■ RECORDS SHOWN ■
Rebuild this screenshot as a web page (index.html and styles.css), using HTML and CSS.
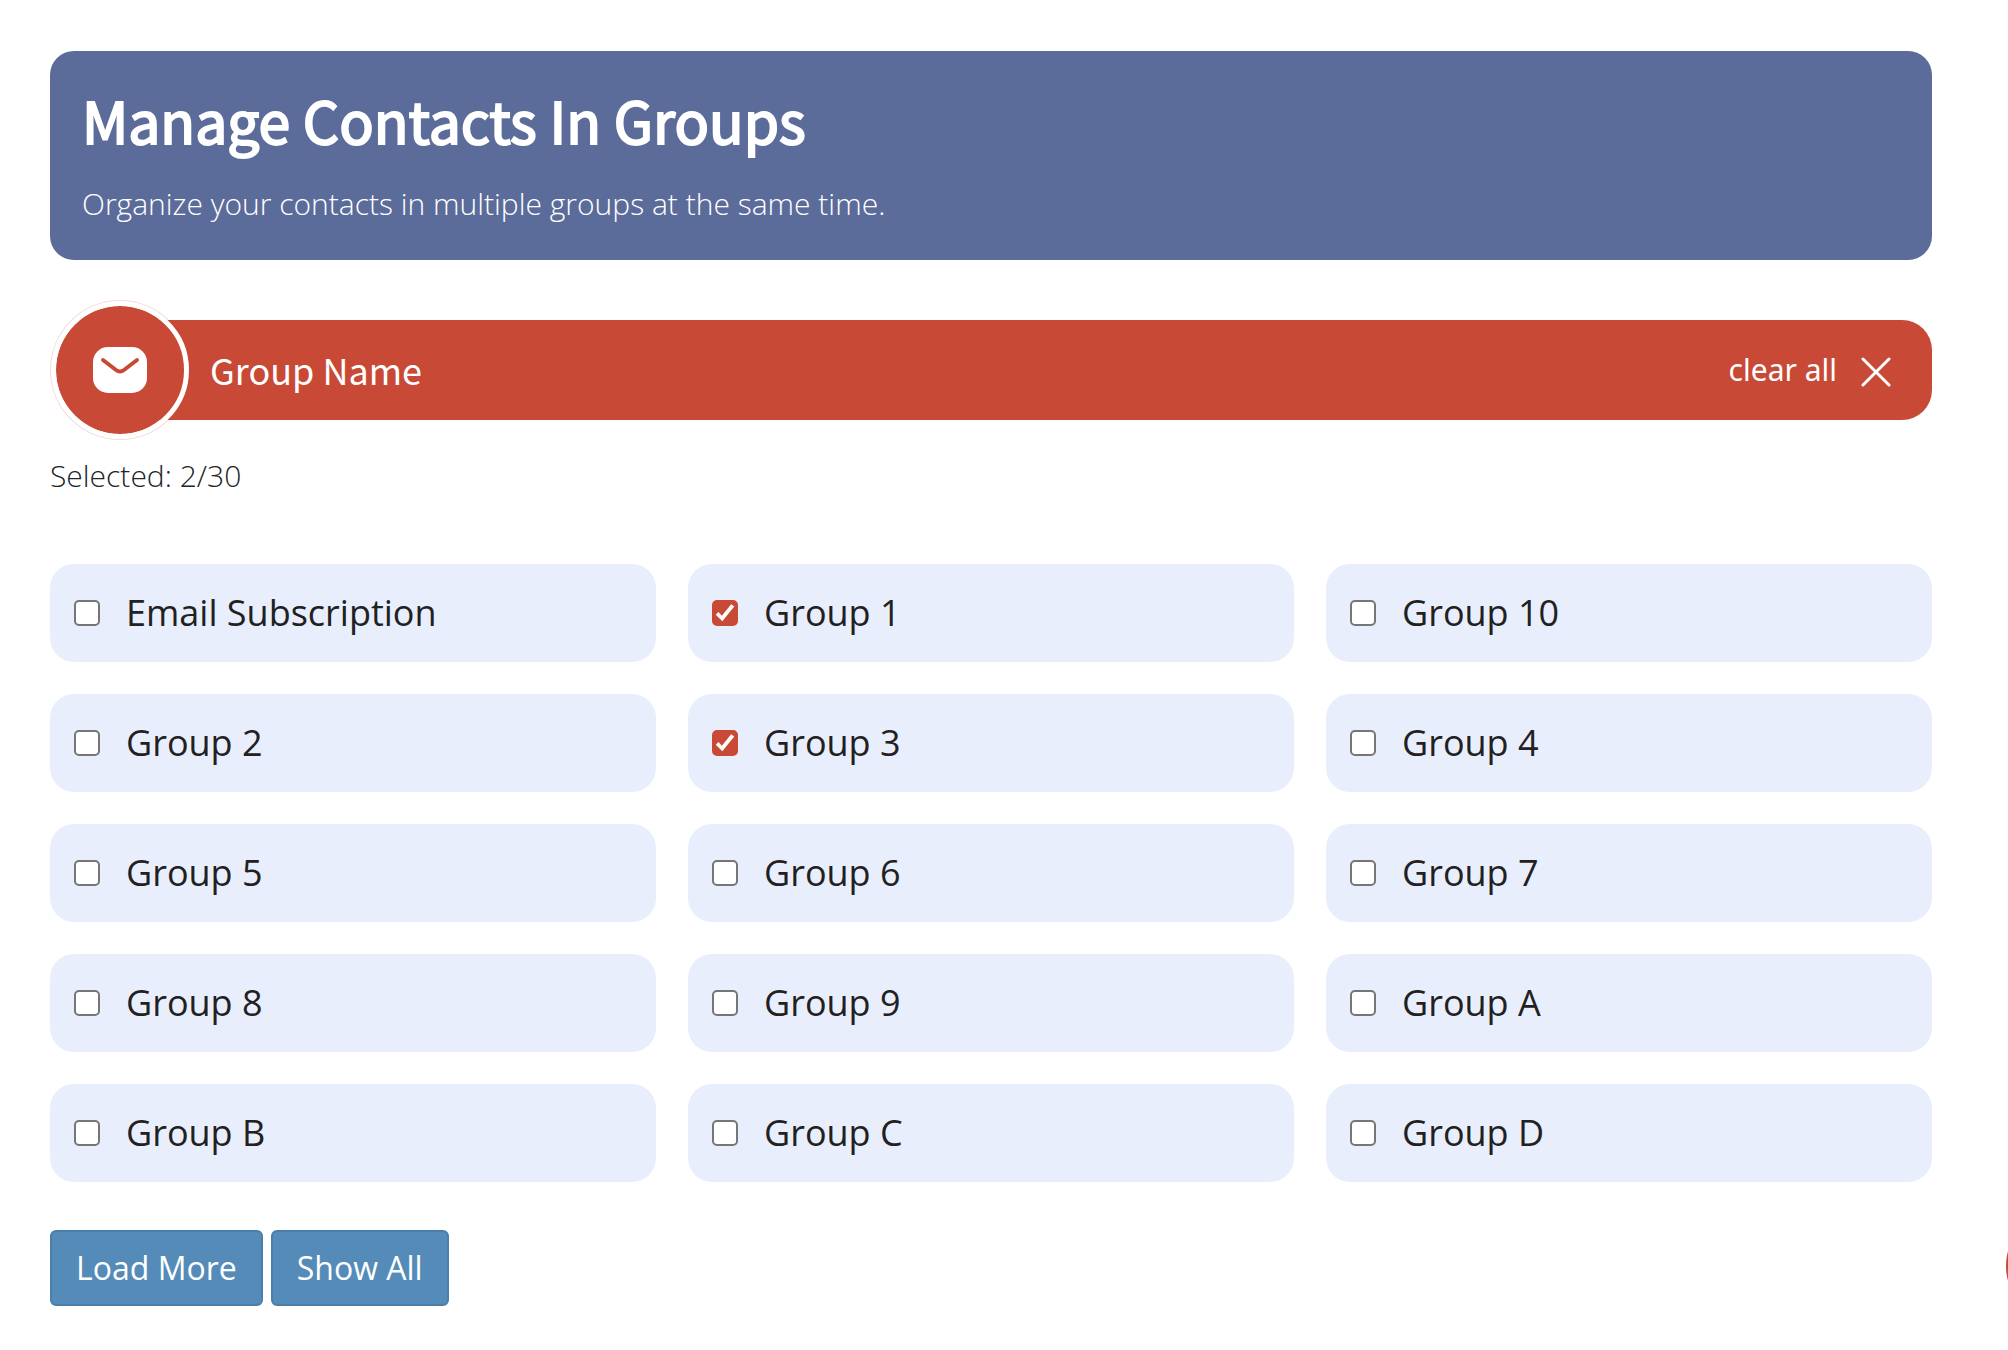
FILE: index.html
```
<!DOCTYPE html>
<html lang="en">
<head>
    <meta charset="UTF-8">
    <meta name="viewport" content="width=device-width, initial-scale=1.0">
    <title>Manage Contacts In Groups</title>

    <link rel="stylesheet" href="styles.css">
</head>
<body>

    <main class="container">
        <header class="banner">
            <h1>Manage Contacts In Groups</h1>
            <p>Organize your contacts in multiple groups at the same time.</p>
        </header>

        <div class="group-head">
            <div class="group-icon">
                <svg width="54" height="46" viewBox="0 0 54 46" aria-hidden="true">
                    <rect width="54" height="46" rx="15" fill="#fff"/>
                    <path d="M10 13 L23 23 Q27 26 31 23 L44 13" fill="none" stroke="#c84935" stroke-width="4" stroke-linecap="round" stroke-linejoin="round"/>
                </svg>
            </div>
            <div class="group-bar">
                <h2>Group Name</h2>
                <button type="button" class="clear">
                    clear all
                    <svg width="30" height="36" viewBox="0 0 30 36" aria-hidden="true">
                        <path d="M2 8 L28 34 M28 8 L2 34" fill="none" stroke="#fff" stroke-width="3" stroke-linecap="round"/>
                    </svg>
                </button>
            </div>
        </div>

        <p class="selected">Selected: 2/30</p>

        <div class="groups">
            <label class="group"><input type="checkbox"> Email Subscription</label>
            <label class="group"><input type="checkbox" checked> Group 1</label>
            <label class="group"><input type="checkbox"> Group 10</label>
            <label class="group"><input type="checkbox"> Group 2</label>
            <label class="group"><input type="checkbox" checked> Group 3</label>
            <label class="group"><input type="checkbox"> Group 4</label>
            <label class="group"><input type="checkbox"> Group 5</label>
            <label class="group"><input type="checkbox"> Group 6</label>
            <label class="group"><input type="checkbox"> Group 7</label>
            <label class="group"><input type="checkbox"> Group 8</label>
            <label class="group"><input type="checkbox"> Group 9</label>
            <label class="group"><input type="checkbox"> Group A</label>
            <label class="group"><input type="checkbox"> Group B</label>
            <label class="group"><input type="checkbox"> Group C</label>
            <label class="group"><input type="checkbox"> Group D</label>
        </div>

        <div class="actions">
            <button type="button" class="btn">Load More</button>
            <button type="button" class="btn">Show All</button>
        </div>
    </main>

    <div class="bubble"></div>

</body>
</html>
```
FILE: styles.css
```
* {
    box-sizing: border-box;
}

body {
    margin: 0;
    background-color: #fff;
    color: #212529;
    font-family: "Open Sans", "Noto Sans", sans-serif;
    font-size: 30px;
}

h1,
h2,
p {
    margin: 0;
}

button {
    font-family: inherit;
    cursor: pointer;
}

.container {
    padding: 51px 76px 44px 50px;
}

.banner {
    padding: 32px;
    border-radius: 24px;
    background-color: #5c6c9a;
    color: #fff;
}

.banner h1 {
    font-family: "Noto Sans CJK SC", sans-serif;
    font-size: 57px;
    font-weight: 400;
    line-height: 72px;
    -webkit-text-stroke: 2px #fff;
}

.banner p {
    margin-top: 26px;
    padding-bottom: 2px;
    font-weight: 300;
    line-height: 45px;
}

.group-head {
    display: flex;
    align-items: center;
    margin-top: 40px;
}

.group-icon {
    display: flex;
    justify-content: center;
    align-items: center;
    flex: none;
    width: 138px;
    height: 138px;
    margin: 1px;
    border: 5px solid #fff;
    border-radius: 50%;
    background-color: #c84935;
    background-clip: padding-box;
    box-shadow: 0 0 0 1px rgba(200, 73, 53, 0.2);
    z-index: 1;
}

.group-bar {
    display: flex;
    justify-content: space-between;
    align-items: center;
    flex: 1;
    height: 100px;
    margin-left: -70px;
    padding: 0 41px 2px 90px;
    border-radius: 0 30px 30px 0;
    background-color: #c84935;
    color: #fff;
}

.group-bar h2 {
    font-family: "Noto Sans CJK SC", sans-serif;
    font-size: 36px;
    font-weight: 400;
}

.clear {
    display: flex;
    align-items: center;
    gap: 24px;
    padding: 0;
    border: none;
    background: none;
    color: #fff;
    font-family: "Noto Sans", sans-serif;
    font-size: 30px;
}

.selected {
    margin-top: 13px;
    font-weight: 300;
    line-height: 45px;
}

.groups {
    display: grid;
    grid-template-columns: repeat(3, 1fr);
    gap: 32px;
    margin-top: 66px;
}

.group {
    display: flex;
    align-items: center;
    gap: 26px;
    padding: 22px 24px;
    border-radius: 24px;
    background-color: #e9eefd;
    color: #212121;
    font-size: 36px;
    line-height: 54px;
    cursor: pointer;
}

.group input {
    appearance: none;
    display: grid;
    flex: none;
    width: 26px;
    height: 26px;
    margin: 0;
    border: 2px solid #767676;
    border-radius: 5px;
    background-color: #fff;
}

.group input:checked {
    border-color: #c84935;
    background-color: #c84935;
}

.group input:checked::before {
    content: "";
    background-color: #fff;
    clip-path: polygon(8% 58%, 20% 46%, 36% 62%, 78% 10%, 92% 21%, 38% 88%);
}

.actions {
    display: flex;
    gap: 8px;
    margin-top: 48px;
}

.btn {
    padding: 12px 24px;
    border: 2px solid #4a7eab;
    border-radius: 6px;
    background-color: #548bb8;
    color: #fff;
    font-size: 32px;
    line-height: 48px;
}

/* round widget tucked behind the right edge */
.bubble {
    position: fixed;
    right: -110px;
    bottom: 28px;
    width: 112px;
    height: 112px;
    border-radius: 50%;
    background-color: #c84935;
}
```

---

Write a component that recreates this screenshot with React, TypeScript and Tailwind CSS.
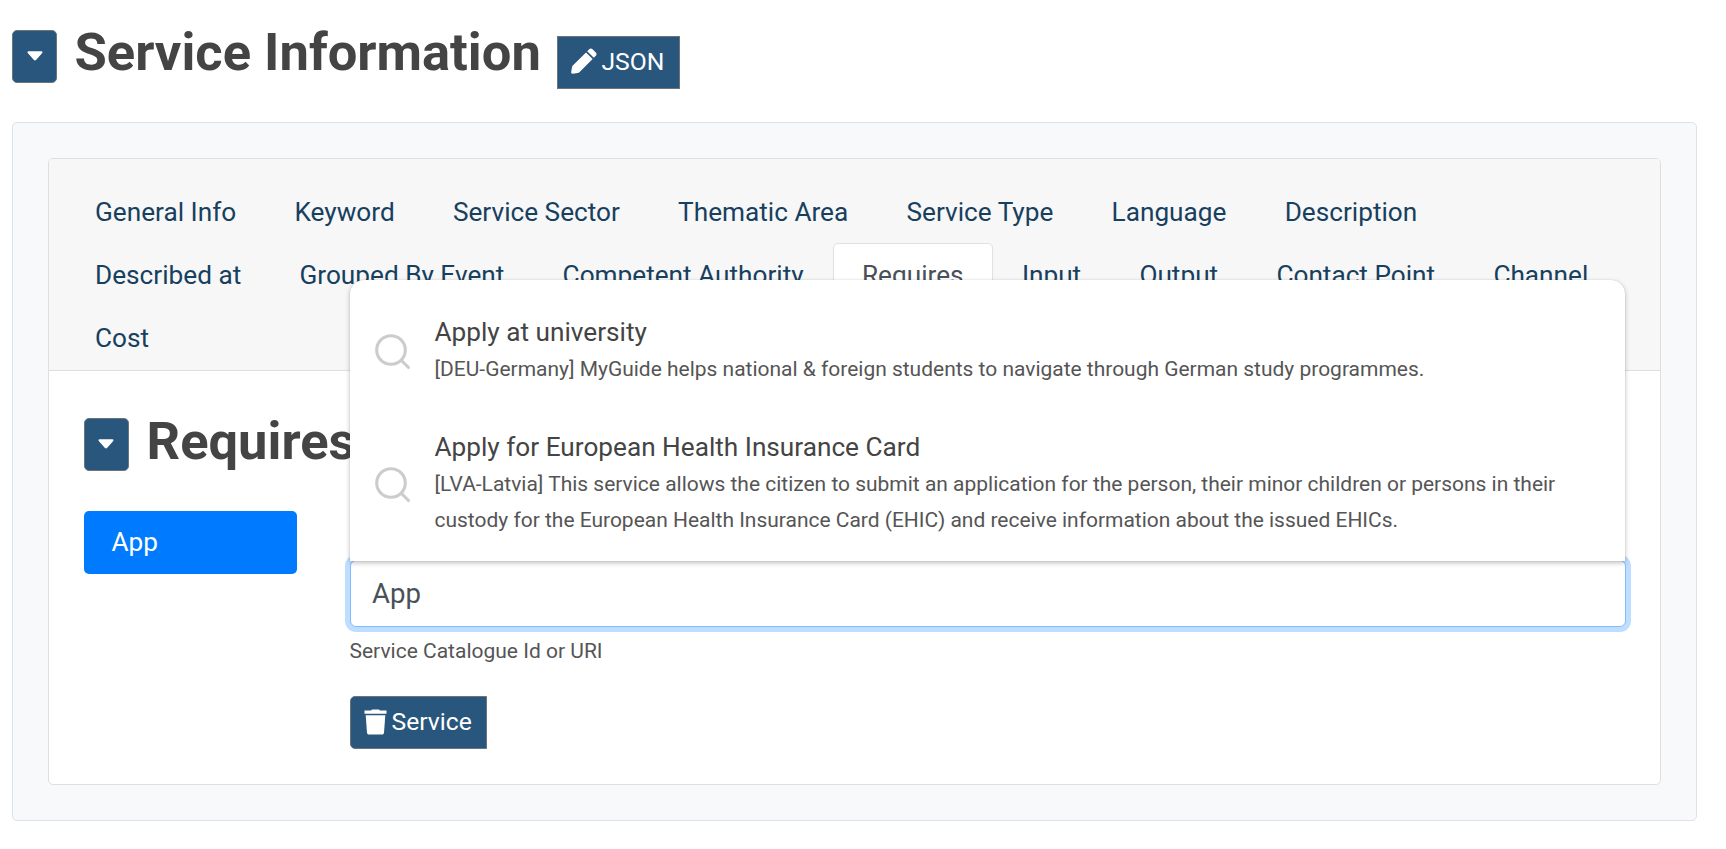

■ PROBLEM DESCRIPTION ■
Identify the lines of the entries containing the string "this". Copy each such line.

■ EXERCISE OUTPUT ■
Rebuild this screenshot as a web page (index.html and styles.css), using HTML and CSS.
Write a component that recreates this screenshot with React, TypeScript and Tailwind CSS.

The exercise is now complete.